— Begin Source material —

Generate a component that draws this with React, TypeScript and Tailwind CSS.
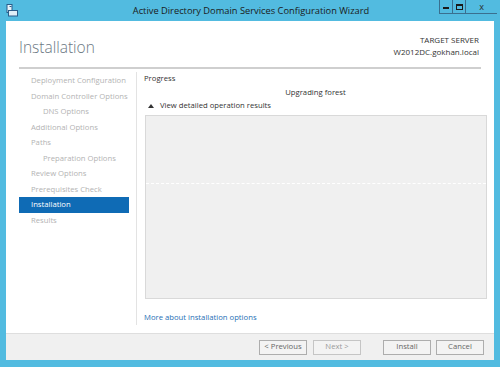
import React from 'react';

const navItems = [
  { label: 'Deployment Configuration', indent: false },
  { label: 'Domain Controller Options', indent: false },
  { label: 'DNS Options', indent: true },
  { label: 'Additional Options', indent: false },
  { label: 'Paths', indent: false },
  { label: 'Preparation Options', indent: true },
  { label: 'Review Options', indent: false },
  { label: 'Prerequisites Check', indent: false },
  { label: 'Installation', indent: false, active: true },
  { label: 'Results', indent: false },
];

export default function App() {
  return (
    <div
      className="w-[500px] h-[367px] bg-[#52bbe0] flex flex-col overflow-hidden"
      style={{ fontFamily: '"Open Sans", "Noto Sans", sans-serif' }}
    >
      {/* Title bar */}
      <div className="relative h-[21px] flex items-center shrink-0">
        <div className="absolute left-[6px] top-[4px]">
          <svg width="13" height="13" viewBox="0 0 13 13">
            <rect x="1" y="0.5" width="5" height="8" fill="#e8f4fa" stroke="#2a5d8a" />
            <rect x="2.5" y="6.5" width="9" height="5.5" fill="#dfeef7" stroke="#2a5d8a" />
            <rect x="3.5" y="2" width="2" height="1" fill="#2a5d8a" />
          </svg>
        </div>
        <div className="flex-1 text-center text-[9.3px] text-[#1a1a1a] pl-[2px]">
          Active Directory Domain Services Configuration Wizard
        </div>
        <div className="absolute right-[3px] top-0 flex h-[14px] border-b border-l border-[#3a6f8f]">
          <div className="w-[13px] flex items-center justify-center border-r border-[#3a6f8f]">
            <div className="w-[6px] h-[2px] bg-[#1a1a1a] mt-[3px]" />
          </div>
          <div className="w-[13px] flex items-center justify-center border-r border-[#3a6f8f]">
            <div className="w-[7px] h-[6px] border border-[#1a1a1a] border-t-2" />
          </div>
          <div className="w-[31px] flex items-center justify-center text-[9px] text-[#2a2a2a] leading-none">
            x
          </div>
        </div>
      </div>

      {/* Body */}
      <div className="flex-1 mx-[6px] bg-white flex flex-col">
        {/* Header */}
        <div className="px-[13px] pt-[14px] flex justify-between items-start">
          <div className="text-[15.5px] font-light text-[#6b7883] mt-[1px]">Installation</div>
          <div className="text-right text-[8px] leading-[12px] text-[#333] mt-[-1px] mr-[2px]">
            <div>TARGET SERVER</div>
            <div>W2012DC.gokhan.local</div>
          </div>
        </div>
        <div className="mx-[13px] mt-[8px] h-[2px] bg-[#cfcfcf]" />

        <div className="flex flex-1 pt-[3px]">
          {/* Left nav */}
          <div className="w-[131px] shrink-0 pl-[13px] pt-[1px] border-r border-[#e3e3e3] mb-[8px]">
            {navItems.map((item) => (
              <div
                key={item.label}
                className={
                  'h-[15.5px] flex items-center text-[7.7px] whitespace-nowrap w-[110px] ' +
                  (item.active ? 'bg-[#0f6bb5] text-white' : 'text-[#b3b3b3]') +
                  (item.indent ? ' pl-[24px]' : ' pl-[12px]')
                }
              >
                {item.label}
              </div>
            ))}
          </div>

          {/* Content */}
          <div className="flex-1 pl-[7px] pr-[7px] flex flex-col">
            <div className="text-[7.7px] text-[#333] mt-[1px] leading-[11px]">Progress</div>
            <div className="text-[7.7px] text-[#333] text-center mt-[3px] leading-[11px]">Upgrading forest</div>
            <div className="flex items-center text-[7.7px] text-[#333] mt-[2px] ml-[4px] leading-[11px]">
              <svg width="6" height="4" viewBox="0 0 6 4" className="mr-[6px]">
                <path d="M0 4 L3 0 L6 4 Z" fill="#333" />
              </svg>
              View detailed operation results
            </div>
            <div className="mt-[4px] ml-[1px] h-[184px] bg-[#f0f0f0] border border-[#d9d9d9] flex flex-col">
              <div className="h-[67px]" />
              <div className="border-t border-dashed border-white" />
            </div>
            <div className="text-[7.7px] text-[#1f6fb5] mt-[13px]">More about installation options</div>
          </div>
        </div>

        {/* Footer */}
        <div className="h-[27px] bg-[#f0f0f0] border-t border-[#dedede] flex items-center justify-end pr-[10px] text-[7.7px] text-[#666]">
          <div className="w-[48px] h-[15px] border border-[#adadad] bg-[#f3f3f3] flex items-center justify-center">&lt; Previous</div>
          <div className="w-[48px] h-[15px] border border-[#c5c5c5] bg-[#f3f3f3] flex items-center justify-center ml-[6px] text-[#9a9a9a]">Next &gt;</div>
          <div className="w-[48px] h-[15px] border border-[#adadad] bg-[#f3f3f3] flex items-center justify-center ml-[22px]">Install</div>
          <div className="w-[48px] h-[15px] border border-[#adadad] bg-[#f3f3f3] flex items-center justify-center ml-[5px]">Cancel</div>
        </div>
      </div>
      <div className="h-[7px] shrink-0" />
    </div>
  );
}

— End Source material —

- _Task brief_: Write out the listing above again, exactly, but with no pictures in the copy.

- _In response_:
Generate a component that draws this with React, TypeScript and Tailwind CSS.
import React from 'react';

const navItems = [
  { label: 'Deployment Configuration', indent: false },
  { label: 'Domain Controller Options', indent: false },
  { label: 'DNS Options', indent: true },
  { label: 'Additional Options', indent: false },
  { label: 'Paths', indent: false },
  { label: 'Preparation Options', indent: true },
  { label: 'Review Options', indent: false },
  { label: 'Prerequisites Check', indent: false },
  { label: 'Installation', indent: false, active: true },
  { label: 'Results', indent: false },
];

export default function App() {
  return (
    <div
      className="w-[500px] h-[367px] bg-[#52bbe0] flex flex-col overflow-hidden"
      style={{ fontFamily: '"Open Sans", "Noto Sans", sans-serif' }}
    >
      {/* Title bar */}
      <div className="relative h-[21px] flex items-center shrink-0">
        <div className="absolute left-[6px] top-[4px]">
          <svg width="13" height="13" viewBox="0 0 13 13">
            <rect x="1" y="0.5" width="5" height="8" fill="#e8f4fa" stroke="#2a5d8a" />
            <rect x="2.5" y="6.5" width="9" height="5.5" fill="#dfeef7" stroke="#2a5d8a" />
            <rect x="3.5" y="2" width="2" height="1" fill="#2a5d8a" />
          </svg>
        </div>
        <div className="flex-1 text-center text-[9.3px] text-[#1a1a1a] pl-[2px]">
          Active Directory Domain Services Configuration Wizard
        </div>
        <div className="absolute right-[3px] top-0 flex h-[14px] border-b border-l border-[#3a6f8f]">
          <div className="w-[13px] flex items-center justify-center border-r border-[#3a6f8f]">
            <div className="w-[6px] h-[2px] bg-[#1a1a1a] mt-[3px]" />
          </div>
          <div className="w-[13px] flex items-center justify-center border-r border-[#3a6f8f]">
            <div className="w-[7px] h-[6px] border border-[#1a1a1a] border-t-2" />
          </div>
          <div className="w-[31px] flex items-center justify-center text-[9px] text-[#2a2a2a] leading-none">
            x
          </div>
        </div>
      </div>

      {/* Body */}
      <div className="flex-1 mx-[6px] bg-white flex flex-col">
        {/* Header */}
        <div className="px-[13px] pt-[14px] flex justify-between items-start">
          <div className="text-[15.5px] font-light text-[#6b7883] mt-[1px]">Installation</div>
          <div className="text-right text-[8px] leading-[12px] text-[#333] mt-[-1px] mr-[2px]">
            <div>TARGET SERVER</div>
            <div>W2012DC.gokhan.local</div>
          </div>
        </div>
        <div className="mx-[13px] mt-[8px] h-[2px] bg-[#cfcfcf]" />

        <div className="flex flex-1 pt-[3px]">
          {/* Left nav */}
          <div className="w-[131px] shrink-0 pl-[13px] pt-[1px] border-r border-[#e3e3e3] mb-[8px]">
            {navItems.map((item) => (
              <div
                key={item.label}
                className={
                  'h-[15.5px] flex items-center text-[7.7px] whitespace-nowrap w-[110px] ' +
                  (item.active ? 'bg-[#0f6bb5] text-white' : 'text-[#b3b3b3]') +
                  (item.indent ? ' pl-[24px]' : ' pl-[12px]')
                }
              >
                {item.label}
              </div>
            ))}
          </div>

          {/* Content */}
          <div className="flex-1 pl-[7px] pr-[7px] flex flex-col">
            <div className="text-[7.7px] text-[#333] mt-[1px] leading-[11px]">Progress</div>
            <div className="text-[7.7px] text-[#333] text-center mt-[3px] leading-[11px]">Upgrading forest</div>
            <div className="flex items-center text-[7.7px] text-[#333] mt-[2px] ml-[4px] leading-[11px]">
              <svg width="6" height="4" viewBox="0 0 6 4" className="mr-[6px]">
                <path d="M0 4 L3 0 L6 4 Z" fill="#333" />
              </svg>
              View detailed operation results
            </div>
            <div className="mt-[4px] ml-[1px] h-[184px] bg-[#f0f0f0] border border-[#d9d9d9] flex flex-col">
              <div className="h-[67px]" />
              <div className="border-t border-dashed border-white" />
            </div>
            <div className="text-[7.7px] text-[#1f6fb5] mt-[13px]">More about installation options</div>
          </div>
        </div>

        {/* Footer */}
        <div className="h-[27px] bg-[#f0f0f0] border-t border-[#dedede] flex items-center justify-end pr-[10px] text-[7.7px] text-[#666]">
          <div className="w-[48px] h-[15px] border border-[#adadad] bg-[#f3f3f3] flex items-center justify-center">&lt; Previous</div>
          <div className="w-[48px] h-[15px] border border-[#c5c5c5] bg-[#f3f3f3] flex items-center justify-center ml-[6px] text-[#9a9a9a]">Next &gt;</div>
          <div className="w-[48px] h-[15px] border border-[#adadad] bg-[#f3f3f3] flex items-center justify-center ml-[22px]">Install</div>
          <div className="w-[48px] h-[15px] border border-[#adadad] bg-[#f3f3f3] flex items-center justify-center ml-[5px]">Cancel</div>
        </div>
      </div>
      <div className="h-[7px] shrink-0" />
    </div>
  );
}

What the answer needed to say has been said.